San Pablo lo enseña explícitamente en la Epístola a los Romanos, donde nos dice que la creación, el cosmos físico, está sujeto a la futilidad, y que está gimiendo y anhelando ser liberado para disfrutar de la gloriosa libertad de los hijos de Dios. San Pablo nos asegura que la tierra disfrutará del mismo futuro que los seres humanos, la resurrección, la transformación más allá de nuestra imaginación actual, un futuro eterno.

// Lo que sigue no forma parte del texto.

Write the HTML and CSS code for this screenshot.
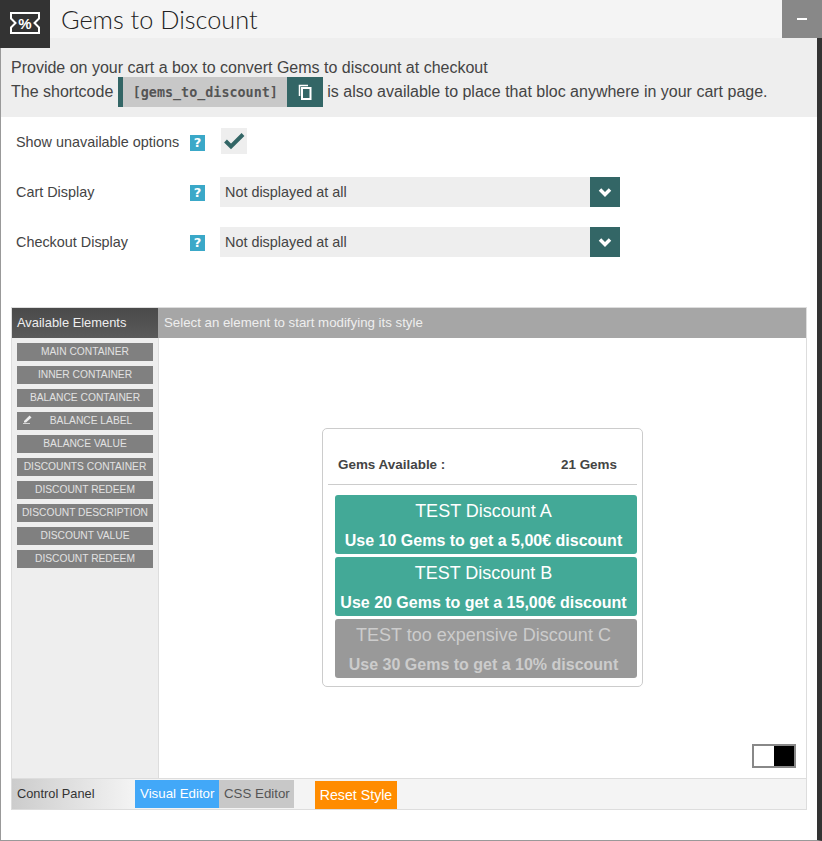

¿Cómo se transformará la tierra? Se transformará de la misma manera que nosotros, mediante la resurrección. La resurrección trae a nuestro mundo, espiritual y físicamente, un nuevo poder, una nueva disposición de las cosas, una nueva esperanza, algo tan radical (y físico) que sólo puede compararse con lo que ocurrió en la creación inicial, cuando los átomos y las moléculas de este universo fueron creados de la nada por Dios. En esa creación inicial se formó la naturaleza y su realidad y sus leyes dieron forma a todo desde entonces hasta la resurrección de Jesús.
Sin embargo, en la resurrección ocurrió algo nuevo que tocó todos los aspectos del universo, desde el alma y la psique dentro de cada hombre y mujer hasta el núcleo interno de cada átomo y molécula. No es casualidad que el mundo mida el tiempo por ese acontecimiento. Estamos en el año 2021 desde que ocurrió esa recreación radical.
La resurrección no fue sólo espiritual. En ella se reordenaron los átomos físicos del universo. Teilhard tenía razón. Necesitamos una visión lo suficientemente amplia como para incorporar la dimensión cósmica de Cristo. La resurrección tiene que ver con las personas, y con el planeta.